## [DATASET EXCERPT]
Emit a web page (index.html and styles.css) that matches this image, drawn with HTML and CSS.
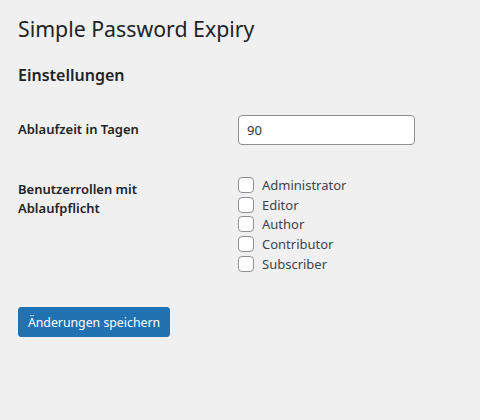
FILE: index.html
```html
<!DOCTYPE html>
<html lang="de">
<head>
<meta charset="utf-8">
<title>Simple Password Expiry</title>
<link rel="stylesheet" href="styles.css">
</head>
<body>
<div class="wrap">
  <h1 class="title">Simple Password Expiry</h1>
  <h2 class="section">Einstellungen</h2>
  <form class="form">
    <div class="row">
      <div class="th"><label for="days">Ablaufzeit in Tagen</label></div>
      <div class="td"><input id="days" class="text-input" type="text" value="90"></div>
    </div>
    <div class="row">
      <div class="th">Benutzerrollen mit Ablaufpflicht</div>
      <div class="td roles">
        <label class="role"><input type="checkbox" class="cb"><span>Administrator</span></label>
        <label class="role"><input type="checkbox" class="cb"><span>Editor</span></label>
        <label class="role"><input type="checkbox" class="cb"><span>Author</span></label>
        <label class="role"><input type="checkbox" class="cb"><span>Contributor</span></label>
        <label class="role"><input type="checkbox" class="cb"><span>Subscriber</span></label>
      </div>
    </div>
    <div class="submit">
      <button type="button" class="button-primary">Änderungen speichern</button>
    </div>
  </form>
</div>
</body>
</html>
```
FILE: styles.css
```css
html, body {
  margin: 0;
  padding: 0;
  background: #f0f0f1;
}
body {
  font-family: "Noto Sans", "Open Sans", sans-serif;
  color: #1d2327;
  font-size: 13px;
}
.wrap {
  padding: 0 18px;
}
.title {
  font-size: 21.3px;
  font-weight: 400;
  line-height: 30px;
  margin: 0;
  padding-top: 14px;
}
.section {
  font-size: 16px;
  font-weight: 600;
  line-height: 22px;
  margin: 20px 0 0;
}
.form {
  margin-top: 14px;
}
.row {
  display: grid;
  grid-template-columns: 210px 1fr;
  gap: 0 10px;
}
.th {
  padding: 20px 0;
  font-size: 13px;
  font-weight: 600;
  line-height: 19px;
  width: 150px;
}
.td {
  padding: 15px 0;
}
.text-input {
  box-sizing: border-box;
  width: 177px;
  height: 30px;
  border: 1px solid #8c8f94;
  border-radius: 4px;
  background: #fff;
  padding: 0 8px;
  font-family: inherit;
  font-size: 13px;
  color: #2c3338;
  margin: 0;
  outline: none;
}
.roles {
  display: flex;
  flex-direction: column;
}
.role {
  display: flex;
  align-items: center;
  gap: 8px;
  height: 19.7px;
  font-size: 13px;
  color: #3c434a;
}
.cb {
  appearance: none;
  -webkit-appearance: none;
  box-sizing: border-box;
  width: 16px;
  height: 16px;
  margin: 0;
  border: 1px solid #8c8f94;
  border-radius: 4px;
  background: #fff;
}
.submit {
  padding-top: 19px;
}
.button-primary {
  box-sizing: border-box;
  height: 30px;
  width: 152px;
  padding: 0;
  white-space: nowrap;
  background: #2271b1;
  border: 1px solid #2271b1;
  border-radius: 3px;
  color: #fff;
  font-family: inherit;
  font-size: 12.3px;
  cursor: pointer;
}
```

## [DIRECTIVE]
Return every line above that contains the word "styles".

## [SOLUTION FOR THIS EXERCISE]
Emit a web page (index.html and styles.css) that matches this image, drawn with HTML and CSS.
<link rel="stylesheet" href="styles.css">
FILE: styles.css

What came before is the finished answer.